CSTi owners and founders John Gallegos, CEO, and David Acosta, president, began their work on the Villa property in El Paso doing a boundary survey. Their sub-surface mapping and excavation led to the discovery of bottles, bones, dishes and other interesting artifacts, but no gold.

“We found treasure anyway,” Gallegos said.

That is because CSTi’s work on the Villa “stash” house was followed online by Prometheus Entertainment, which produces “The Curse of Oak Island” and other reality television shows. One of the visitors to the El Paso site who met with Gallegos and Acosta and set up the TV show was Marty Lagina. He and his brother, Rick, are the principal treasure hunters on Oak Island, which is located off the coast of Nova Scotia and has been the site of treasure hunts for more than 230 years.

CSTi’s two days of excavation did not give them time to explore everything, but historians know “Pancho Villa had treasure,” Acosta said. In addition to the excavating work, team members may have seen the ghosts said to haunt the soldiers’ quarters located at the back of the property, he said.

“The treasure and gold” for CSTi, Acosta said, is people like Lagina, Mexican historian and Pancho Villa expert Cindy Medina, military historian Florian Waitl, Rigoberto Gonzales and others CSTi has worked with in El Paso and on other projects across the Southwest in the last few years.

The company is also engaged in research and excavation work at military encampments in and around Columbus, New Mexico, which Villa raided in 1916. It used GPR to help with erosion problems at the Old Picacho Cemetery in west Las Cruces, even locating some of the cemetery’s unmarked graves.

“You don’t realize what’s underneath your feet,” Gallegos said.

CSTi’s reputation is built on the more than 50 years of surveying and construction-industry experience Gallegos and Acosta have between them. Acosta, who lives in Las Cruces, and Gallegos, a native of Milan, New Mexico who lives in El Paso, also have invested hundreds of thousands of dollars in the latest high-tech equipment to not only map, measure and dig but also to analyze the data they produce to minimize contractors’ risk of striking a utility line or running into some other costly anomaly.

“In the end, it’s about quality information,” Gallegos said.

Both are committed to the positive growth of their industry.

A New Mexico State University graduate, Acosta is a member of the New Mexico Professional Surveyors and the state’s representative to the National Society of Professional Surveyors.

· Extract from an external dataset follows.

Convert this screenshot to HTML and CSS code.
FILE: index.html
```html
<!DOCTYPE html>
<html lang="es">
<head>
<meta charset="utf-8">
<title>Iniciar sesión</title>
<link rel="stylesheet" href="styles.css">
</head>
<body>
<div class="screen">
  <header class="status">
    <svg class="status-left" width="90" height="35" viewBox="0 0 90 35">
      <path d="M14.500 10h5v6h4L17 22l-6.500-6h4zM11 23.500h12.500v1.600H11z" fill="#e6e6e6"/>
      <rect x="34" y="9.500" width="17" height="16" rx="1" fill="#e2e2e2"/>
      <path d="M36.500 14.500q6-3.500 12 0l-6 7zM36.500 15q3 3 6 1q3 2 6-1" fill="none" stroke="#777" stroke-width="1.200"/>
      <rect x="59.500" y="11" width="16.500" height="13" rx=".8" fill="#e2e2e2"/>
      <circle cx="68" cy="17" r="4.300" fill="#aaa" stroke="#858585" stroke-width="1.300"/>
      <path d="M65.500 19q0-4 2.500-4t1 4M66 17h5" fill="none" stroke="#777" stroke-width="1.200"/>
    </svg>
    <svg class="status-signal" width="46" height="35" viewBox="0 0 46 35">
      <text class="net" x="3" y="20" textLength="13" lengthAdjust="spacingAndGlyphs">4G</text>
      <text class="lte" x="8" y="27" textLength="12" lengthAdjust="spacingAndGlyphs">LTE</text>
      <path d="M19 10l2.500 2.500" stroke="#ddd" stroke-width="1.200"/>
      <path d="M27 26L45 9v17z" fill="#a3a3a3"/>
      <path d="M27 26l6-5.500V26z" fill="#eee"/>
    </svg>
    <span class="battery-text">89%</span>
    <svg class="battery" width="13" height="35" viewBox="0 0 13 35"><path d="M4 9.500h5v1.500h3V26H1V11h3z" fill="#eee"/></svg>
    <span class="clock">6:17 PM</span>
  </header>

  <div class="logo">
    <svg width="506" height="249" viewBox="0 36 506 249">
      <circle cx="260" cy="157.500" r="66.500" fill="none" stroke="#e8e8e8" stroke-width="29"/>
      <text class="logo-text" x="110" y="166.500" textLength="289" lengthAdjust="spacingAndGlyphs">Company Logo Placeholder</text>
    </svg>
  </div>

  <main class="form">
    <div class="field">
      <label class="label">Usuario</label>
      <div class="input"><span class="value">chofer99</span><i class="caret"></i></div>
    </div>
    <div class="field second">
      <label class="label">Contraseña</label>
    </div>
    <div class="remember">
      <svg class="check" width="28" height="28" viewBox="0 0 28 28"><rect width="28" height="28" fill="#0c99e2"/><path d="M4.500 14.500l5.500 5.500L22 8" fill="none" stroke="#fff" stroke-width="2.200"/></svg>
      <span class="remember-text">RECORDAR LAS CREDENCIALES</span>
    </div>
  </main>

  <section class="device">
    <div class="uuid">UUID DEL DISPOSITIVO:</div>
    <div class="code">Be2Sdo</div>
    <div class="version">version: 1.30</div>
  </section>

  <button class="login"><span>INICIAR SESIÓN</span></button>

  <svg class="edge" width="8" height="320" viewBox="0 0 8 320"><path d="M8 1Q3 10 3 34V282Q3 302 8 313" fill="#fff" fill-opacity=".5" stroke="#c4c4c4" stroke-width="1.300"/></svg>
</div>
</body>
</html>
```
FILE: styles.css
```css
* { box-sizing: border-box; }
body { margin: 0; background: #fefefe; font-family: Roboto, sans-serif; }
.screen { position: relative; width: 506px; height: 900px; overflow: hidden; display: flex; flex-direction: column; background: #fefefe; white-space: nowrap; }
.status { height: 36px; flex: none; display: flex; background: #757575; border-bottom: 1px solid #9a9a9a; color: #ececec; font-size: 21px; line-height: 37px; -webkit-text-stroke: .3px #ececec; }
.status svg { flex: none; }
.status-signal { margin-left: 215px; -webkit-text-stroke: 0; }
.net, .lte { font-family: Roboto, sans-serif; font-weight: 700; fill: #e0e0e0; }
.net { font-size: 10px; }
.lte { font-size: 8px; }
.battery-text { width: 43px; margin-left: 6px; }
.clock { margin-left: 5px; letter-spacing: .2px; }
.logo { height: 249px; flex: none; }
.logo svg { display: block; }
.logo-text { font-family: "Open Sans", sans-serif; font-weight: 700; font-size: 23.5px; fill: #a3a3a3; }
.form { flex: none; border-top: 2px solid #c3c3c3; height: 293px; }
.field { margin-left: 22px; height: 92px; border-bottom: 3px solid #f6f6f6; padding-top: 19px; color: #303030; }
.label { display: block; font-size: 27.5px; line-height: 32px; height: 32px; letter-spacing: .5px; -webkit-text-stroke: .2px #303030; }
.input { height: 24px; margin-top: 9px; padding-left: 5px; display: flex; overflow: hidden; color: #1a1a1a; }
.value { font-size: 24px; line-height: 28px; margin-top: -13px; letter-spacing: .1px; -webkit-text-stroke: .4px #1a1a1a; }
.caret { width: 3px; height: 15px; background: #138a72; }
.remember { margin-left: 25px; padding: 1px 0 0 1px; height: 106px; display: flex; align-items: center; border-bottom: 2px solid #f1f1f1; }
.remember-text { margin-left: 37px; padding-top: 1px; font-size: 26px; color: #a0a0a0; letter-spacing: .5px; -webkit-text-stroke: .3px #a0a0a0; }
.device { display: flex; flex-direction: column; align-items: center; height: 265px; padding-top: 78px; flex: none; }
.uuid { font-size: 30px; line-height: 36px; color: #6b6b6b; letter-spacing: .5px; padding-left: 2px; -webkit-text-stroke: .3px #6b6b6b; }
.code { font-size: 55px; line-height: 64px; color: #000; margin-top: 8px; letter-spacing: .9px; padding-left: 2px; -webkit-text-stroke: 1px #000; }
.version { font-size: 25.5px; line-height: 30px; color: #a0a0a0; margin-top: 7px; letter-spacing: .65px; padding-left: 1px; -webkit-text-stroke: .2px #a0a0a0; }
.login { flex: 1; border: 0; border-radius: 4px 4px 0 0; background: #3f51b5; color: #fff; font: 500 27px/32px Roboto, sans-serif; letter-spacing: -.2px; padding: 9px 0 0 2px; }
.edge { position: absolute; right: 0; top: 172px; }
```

He is also an instructor and mentor to students in NMSU’s Geomatics/Surveying Engineering program, which he helped save from elimination.

During a February presentation to the Michigan Professional Land Surveyors Association in Traverse City, Acosta talked about the subsurface utility engineering that is one of CSTI’s specialties and shared the work NMSU is doing to increase the participation of women and minorities in surveying engineering, an industry that is currently comprised of about 80 percent white males.